When the race resumed Solari continued to push Tankersley for the lead and after multiple attempts he was able to slide underneath of him to take over the top spot around midrace.
With an open track ahead of him Solari slowly started to pull away from the pack, but just as he seemed to be taking control of the race another caution popped out on lap 85. As the cars slowly circled the track under the yellow flag Solari suddenly dipped into the pits and parked with a rear end failure.
With Solari on the sidelines for the night, Tankersley once again jumped into the lead. He would remain there for the rest of the race, enduring a multitude of caution restarts and fighting off numerous challenges, including one by a resurgent Strmiska, who had worked his way back up to the front before spinning into the Turn 3 wall on lap 100.
“The restarts were killing me because I wasn’t taking care of my tires properly, but we were able to improve towards the end to hold on,” explained Tankersley. “It was tough. But at the end of the day, we won.”
Numerous accidents, which brought out the yellow-caution flag an incredible 15 times during the race and eliminated over half the field, left Salida’s Tim Spurgeon and Tracy’s Chuck Dozier to round out the top three. Following his second accident, Strmiska once again returned to the track and despite being two laps down to the leaders, he was able to salvage seventh place.
“We were able to fix the car and we got back up there, but the car wasn’t the same and we just didn’t have enough for Larry,” Strmiska said. “At the end we were running on just seven cylinders.”
By picking up his second win of the season Tankersley was able to increase his lead in the season standings over Solari, but the 2016 track champion is facing a major dilemma in the near future.
“I am supposed to go to Sturgis Motorcycle Rally in August and miss one race. I already have the room and everything else in order so I have to decide if I want to take that loss, go on vacation or go for my second championship here,” explained Tankersley. “But either way I am enjoying myself.”
The always entertaining B-4 division put on another great show as 16-year-old Jordan Mast, of Manteca, picked up his first career win in thrilling fashion.
Mast bolted past pole sitter Steve Ford, of Sonora, on lap 5 and then spent the remainder of the 25-lap main snaking over, under and between several back markers to fend off Rocklin’s John Sproule and Orangevale’s Mario Novelli for the victory.
Mast’s task was made a bit easier by the absence of Manteca’s Josh Cross and Joe Flowers after both drivers suffered engine failures in practice that sidelined them for the main event. The duo has dominated the division over the last four years with each winning a pair of titles.
“The car was loose all day, but we finally got it under control for the main. I can’t thank my dad and everyone else who has helped me enough for all they have done for me.” Mast said. “It kind of sucks that Josh and Joe were not racing tonight because they are the fastest guys out here, but a win is a win so I can’t be bummed about it. This means so much.”

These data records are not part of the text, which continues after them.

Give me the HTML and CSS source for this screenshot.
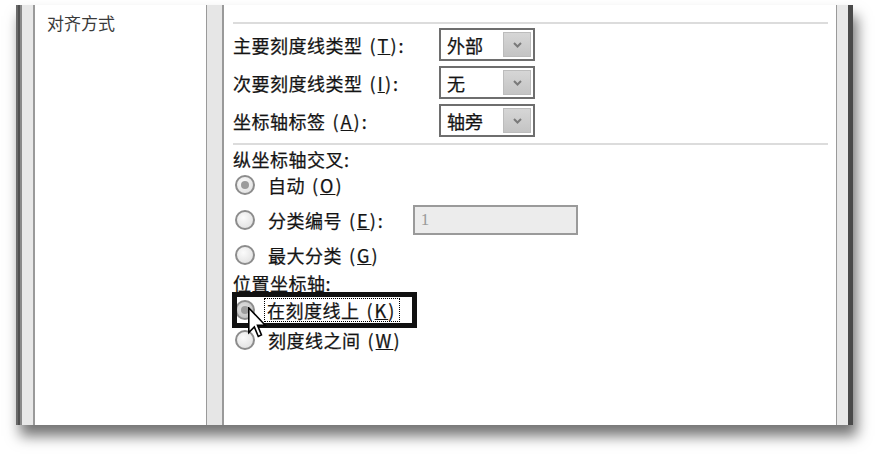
FILE: index.html
```html
<!DOCTYPE html>
<html lang="zh-CN">
<head>
<meta charset="utf-8">
<title>坐标轴选项</title>
<link rel="stylesheet" href="styles.css">
</head>
<body>
<div class="dialog">
  <div class="frame-left"></div>
  <div class="nav">
    <div class="nav-item">对齐方式</div>
  </div>
  <div class="divider"></div>
  <div class="main">
    <div class="sep first"></div>
    <div class="field">
      <span class="label">主要刻度线类型<span class="key">(<u>T</u>):</span></span>
      <span class="select"><span class="val">外部</span><span class="btn"><svg viewBox="0 0 10 8" width="11" height="8"><path d="M1.5 2 L5 5.5 L8.5 2" fill="none" stroke="#7a7a7a" stroke-width="2"/></svg></span></span>
    </div>
    <div class="field">
      <span class="label">次要刻度线类型<span class="key">(<u>I</u>):</span></span>
      <span class="select"><span class="val">无</span><span class="btn"><svg viewBox="0 0 10 8" width="11" height="8"><path d="M1.5 2 L5 5.5 L8.5 2" fill="none" stroke="#7a7a7a" stroke-width="2"/></svg></span></span>
    </div>
    <div class="field">
      <span class="label">坐标轴标签<span class="key">(<u>A</u>):</span></span>
      <span class="select"><span class="val">轴旁</span><span class="btn"><svg viewBox="0 0 10 8" width="11" height="8"><path d="M1.5 2 L5 5.5 L8.5 2" fill="none" stroke="#7a7a7a" stroke-width="2"/></svg></span></span>
    </div>
    <div class="sep second"></div>
    <div class="group-title t1">纵坐标轴交叉:</div>
    <div class="radio-row r1"><span class="radio checked"></span><span class="rtext">自动<span class="key">(<u>O</u>)</span></span></div>
    <div class="radio-row r2"><span class="radio"></span><span class="rtext">分类编号<span class="key">(<u>E</u>):</span></span><span class="num">1</span></div>
    <div class="radio-row r3"><span class="radio"></span><span class="rtext">最大分类<span class="key">(<u>G</u>)</span></span></div>
    <div class="group-title t2">位置坐标轴:</div>
    <div class="radio-row r4"><span class="radio checked hot"></span><span class="rtext focus">在刻度线上<span class="key">(<u>K</u>)</span></span></div>
    <div class="radio-row r5"><span class="radio"></span><span class="rtext">刻度线之间<span class="key">(<u>W</u>)</span></span></div>
    <div class="highlight"></div>
    <svg class="cursor" viewBox="0 0 12 20" width="19" height="32"><path d="M0.5 0.5 L0.5 16 L4 12.5 L6.5 18.5 L8.5 17.5 L6 11.5 L11 11.5 Z" fill="#fff" stroke="#000" stroke-width="1"/></svg>
  </div>
  <div class="frame-right"></div>
</div>
</body>
</html>
```
FILE: styles.css
```css
html, body {
  margin: 0;
  padding: 0;
}
body {
  width: 875px;
  height: 454px;
  overflow: hidden;
  background: #ffffff;
  font-family: "Noto Sans CJK SC", "Noto Sans", sans-serif;
  color: #141414;
}
.dialog {
  margin-left: 16px;
  margin-top: 5px;
  width: 837px;
  height: 420px;
  display: flex;
  background: #fff;
  box-shadow: 4px 11px 13px rgba(0, 0, 0, 0.55);
}
.frame-left {
  flex: none;
  width: 17px;
  background: linear-gradient(to right, #6a6a6a 0, #6a6a6a 2px, #505050 2px, #505050 4px, #8a8a8a 4px, #8a8a8a 6px, #e8e8e8 6px);
}
.nav {
  flex: none;
  width: 173px;
  border-left: 2px solid #9a9a9a;
  background: #fff;
  box-sizing: border-box;
  padding: 8px 0 0 12px;
}
.nav-item {
  font-size: 17px;
  line-height: 20px;
  color: #3a3a3a;
}
.divider {
  flex: none;
  width: 15px;
  background: #e6e6e6;
  border-left: 1px solid #9a9a9a;
  border-right: 2px solid #9a9a9a;
}
.main {
  position: relative;
  flex: none;
  width: 612px;
  padding: 17px 8px 0 9px;
  box-sizing: border-box;
  display: flex;
  flex-direction: column;
  align-items: flex-start;
  -webkit-text-stroke: 0.25px #141414;
}
.sep {
  align-self: stretch;
  height: 2px;
  background: #dcdcdc;
}
.field {
  display: flex;
  align-items: center;
  height: 33px;
  margin-top: 5px;
}
.sep.first + .field {
  margin-top: 4px;
}
.label {
  width: 206px;
  font-size: 18px;
  line-height: 22px;
  letter-spacing: 0.5px;
}
.key {
  margin-left: 7px;
  letter-spacing: 2px;
}
.select {
  width: 96px;
  height: 33px;
  box-sizing: border-box;
  border: 2px solid #6e6e6e;
  background: #fff;
  display: flex;
  align-items: center;
  justify-content: space-between;
  padding: 0 2px 0 6px;
}
.val {
  font-size: 18px;
  line-height: 22px;
}
.btn {
  width: 28px;
  height: 25px;
  box-sizing: border-box;
  background: linear-gradient(#d6d6d6, #c4c4c4);
  border: 1px solid #bcbcbc;
  display: flex;
  align-items: center;
  justify-content: center;
}
.sep.second {
  margin-top: 6px;
}
.group-title {
  font-size: 18px;
  line-height: 22px;
  letter-spacing: 0.5px;
}
.t1 {
  margin-top: 3px;
}
.t2 {
  margin-top: 8px;
  line-height: 18px;
  height: 18px;
}
.radio-row {
  display: flex;
  align-items: center;
  height: 24px;
  margin-left: 2px;
}
.r1 { margin-top: 3px; }
.r2 { margin-top: 6px; height: 34px; }
.r3 { margin-top: 7px; height: 22px; }
.r4 { margin-top: 6px; }
.r5 { margin-top: 7px; height: 22px; }
.radio {
  width: 20px;
  height: 20px;
  box-sizing: border-box;
  border-radius: 50%;
  border: 2px solid #8c8c8c;
  background: radial-gradient(circle at 40% 35%, #fbfbfb, #dcdcdc);
  margin-right: 13px;
  flex: none;
  position: relative;
}
.radio.checked::after {
  content: "";
  position: absolute;
  left: 4px;
  top: 4px;
  width: 8px;
  height: 8px;
  border-radius: 50%;
  background: #9c9c9c;
}
.radio.hot {
  background: radial-gradient(circle at 40% 35%, #e0e0e0, #b8b8b8);
}
.rtext {
  font-size: 18px;
  line-height: 22px;
  letter-spacing: 0.5px;
}
.rtext.focus {
  outline: 1px dotted #000;
  outline-offset: 0;
  padding: 0 3px 0 2px;
  margin-left: -3px;
}
.num {
  margin-left: 28px;
  width: 165px;
  height: 30px;
  box-sizing: border-box;
  border: 2px solid #9a9a9a;
  background: #ececec;
  color: #9a9a9a;
  -webkit-text-stroke: 0;
  font-family: "Liberation Serif", serif;
  font-size: 17px;
  line-height: 26px;
  padding-left: 6px;
}
.highlight {
  position: absolute;
  left: 8px;
  top: 287px;
  width: 185px;
  height: 36px;
  box-sizing: border-box;
  border: 5px solid #111;
}
.cursor {
  position: absolute;
  left: 24px;
  top: 302px;
  -webkit-text-stroke: 0;
}
.frame-right {
  flex: none;
  width: 17px;
  background: linear-gradient(to right, #9a9a9a 0, #9a9a9a 1px, #e8e8e8 1px, #e8e8e8 12px, #4a4a4a 12px);
}
```
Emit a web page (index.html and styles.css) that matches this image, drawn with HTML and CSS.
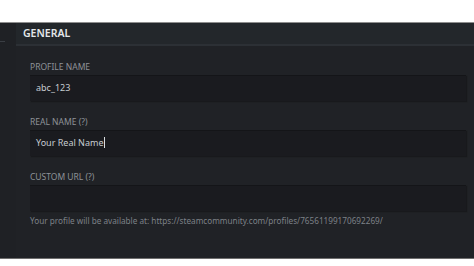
FILE: index.html
```html
<!DOCTYPE html>
<html lang="en">
  <head>
    <meta charset="UTF-8" />
    <meta name="viewport" content="width=device-width, initial-scale=1.0" />
    <title>Edit Profile - General</title>
    <link rel="stylesheet" href="styles.css">
  </head>
  <body>
    <div class="top-space"></div>

    <div class="panel">
      <div class="sidebar">
        <div class="sidebar-line"></div>
      </div>

      <div class="main">
        <h2 class="section-title">GENERAL</h2>

        <div class="form">
          <div class="field">
            <label for="profile-name">PROFILE NAME</label>
            <input type="text" id="profile-name" value="abc_123" />
          </div>

          <div class="field">
            <label for="real-name">REAL NAME (?)</label>
            <div class="input-box">Your Real Name<span class="caret"></span></div>
          </div>

          <div class="field">
            <label for="custom-url">CUSTOM URL (?)</label>
            <input type="text" id="custom-url" value="" />
            <p class="hint">Your profile will be available at: https://steamcommunity.com/profiles/76561199170692269/</p>
          </div>
        </div>
      </div>
    </div>
  </body>
</html>
```

FILE: styles.css
```css
body {
  margin: 0;
  background: #ffffff;
  font-family: "Noto Sans", Arial, sans-serif;
}
.top-space {
  height: 22px;
}
.panel {
  display: flex;
  height: 235px;
  background: #202226;
  border-top: 1px solid #8e8e8e;
  border-bottom: 1px solid #6e6e6e;
}
.sidebar {
  width: 16px;
  background: #1f2125;
}
.sidebar-line {
  margin-top: 18px;
  width: 5px;
  height: 1px;
  background: #3a3e44;
}
.main {
  flex: 1;
}
.section-title {
  margin: 0;
  height: 21px;
  padding-left: 7px;
  line-height: 20px;
  font-size: 10.5px;
  font-weight: 600;
  color: #e4e7ea;
  background: #23272b;
  border-bottom: 2px solid #2c3035;
}
.form {
  padding: 15px 8px 0 14px;
}
.field {
  margin-bottom: 15px;
}
label {
  display: block;
  height: 12px;
  line-height: 12px;
  margin-bottom: 2px;
  font-size: 8.5px;
  color: #8e9298;
}
input,
.input-box {
  display: block;
  box-sizing: border-box;
  width: 100%;
  height: 26px;
  padding: 0 6px;
  border: none;
  outline: none;
  background: #1a1b1f;
  box-shadow: inset 0 1px 0 #141518, 1px 1px 1px #18191c;
  font-family: inherit;
  font-size: 9px;
  line-height: 26px;
  color: #c7ccd1;
}
.caret {
  display: inline-block;
  width: 1px;
  height: 11px;
  margin-left: 1px;
  vertical-align: -2px;
  background: #d8dcdf;
}
.hint {
  margin: 4px 0 0;
  height: 12px;
  line-height: 12px;
  font-size: 8.2px;
  color: #7d8187;
  white-space: nowrap;
}
```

Tyler Holden, of Clovis, went wire-to-wire for the apparent win in the Street Stock feature, but was later disqualified giving the win to Brian Miller of Railroad Flats.
Stockton’s Natalie Harper saw her four race winning streak come to an end when she was unable to catch Livermore’s Dustin King in the 10-lap B-4 Junior race.
Season points leader Gomes, of Manteca, will be seeking his fifth win in six starts this season when the Spears SRL Southwest Tour Series roars into the 99 Speedway for Round #6 of the JM Environmental Wild West Shootout on Saturday, July 15. The Super Late Models will be joined in Stockton by the Spears Pro Late Models, presented by Sigma Performance Services. The Spears Modified Series, which will be making its first appearance at the historic quarter-mile oval, and the NCMA Sprint Car Series.